Salmon's wrongful conviction, in which she was nearly tortured and burned at the stake for a crime she did not commit, became a symbol of the harsh criminal justice system of the ancien régime. Despite calls to meaningfully reform this system, many reforms prior to the French Revolution were "mostly symbolically charged measures... that cost little, politically, but looked good."

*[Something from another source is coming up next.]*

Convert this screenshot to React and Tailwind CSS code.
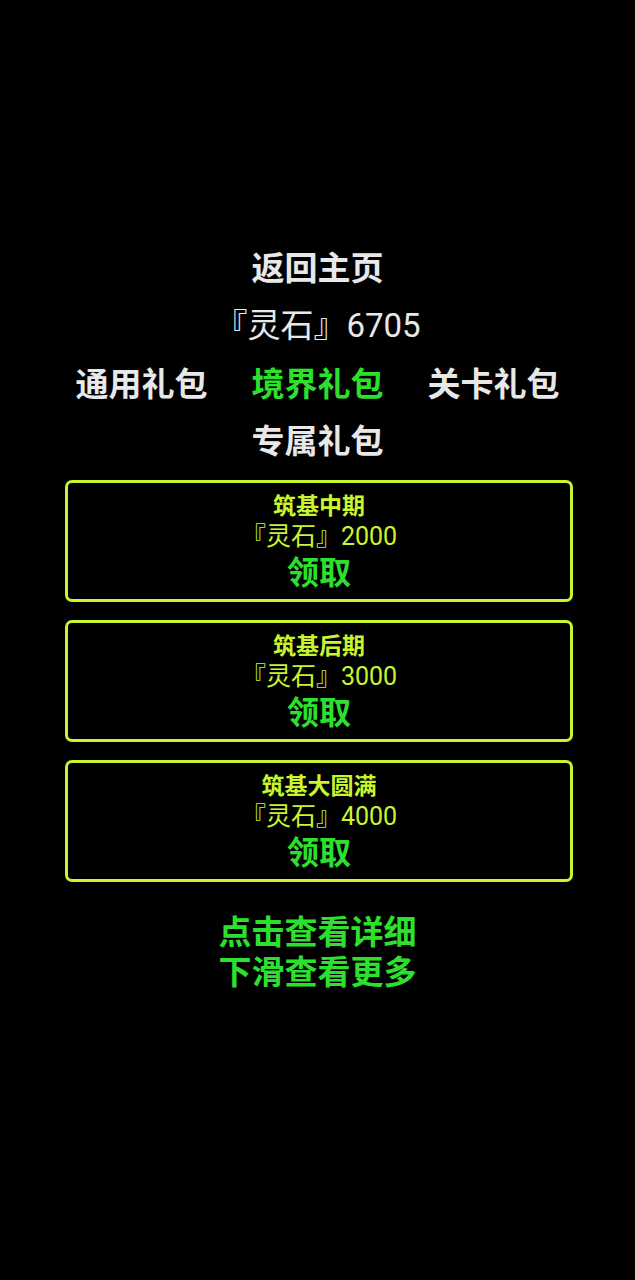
import React from "react";

const font = { fontFamily: '"Noto Sans CJK SC", "Noto Sans", sans-serif' };

function Gift({ name, amount }) {
  return (
    <div className="ml-[65px] w-[508px] h-[122px] rounded-[7px] border-[3px] border-[#c8f52e] flex flex-col items-center pt-[6px]">
      <div className="text-[23px] leading-[30px] font-bold text-[#c8f52e]">{name}</div>
      <div className="text-[25px] leading-[31px] text-[#c8f52e]">
        『灵石』<span style={{ fontFamily: 'Roboto, "Liberation Sans", sans-serif' }}>{amount}</span>
      </div>
      <div className="text-[32px] leading-[36px] font-bold text-[#2ee02e]">领取</div>
    </div>
  );
}

export default function App() {
  return (
    <div className="w-[635px] min-h-[1280px] bg-black" style={font}>
      <div className="pt-[238px] flex flex-col items-center text-[33px] leading-[57px] font-bold text-[#e8e8e8]">
        <div>返回主页</div>
        <div className="font-normal">
          『灵石』<span style={{ fontFamily: 'Roboto, "Liberation Sans", sans-serif' }}>6705</span>
        </div>
        <div className="flex gap-[44px]">
          <span>通用礼包</span>
          <span className="text-[#2ee02e]">境界礼包</span>
          <span>关卡礼包</span>
        </div>
        <div>专属礼包</div>
      </div>
      <div className="mt-[12px] flex flex-col gap-[18px]">
        <Gift name="筑基中期" amount="2000" />
        <Gift name="筑基后期" amount="3000" />
        <Gift name="筑基大圆满" amount="4000" />
      </div>
      <div className="mt-[28px] flex flex-col items-center text-[33px] leading-[40px] font-bold text-[#2ee02e]">
        <div>点击查看详细</div>
        <div>下滑查看更多</div>
      </div>
    </div>
  );
}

One allegorical engraving by the artists Jean Marie Mixelle and Sergent-Marceau dated 4 May 1789 shows the statesman Jacques Necker in a procession of citizens from all corners of French society, celebrating the death of the "Lord of Abuses" and carrying a coffin with symbols of each of the three estates on top. Leading the procession are famous victims of injustice, identified by their names written on their backs. Salmon is identifiable by "M. F. Salmon" written on her back, and she is drawn walking beside Jean Calas, who was tortured and broken on the wheel in 1762. Necker had abolished the practice of torturing the accused for confessions in 1780. The practice of torturing the convicted for the names of accomplices, which would have been Salmon's fate were it not for the intervention of her lawyers, was abolished in 1788.

Mixelle and Sergent-Marceau's engraving is dated the day before the last Estates General of the Kingdom of France was called on 5 May 1789. At the conclusion of the final Estates General of 1789, the National Assembly was formed, and the French Revolution began.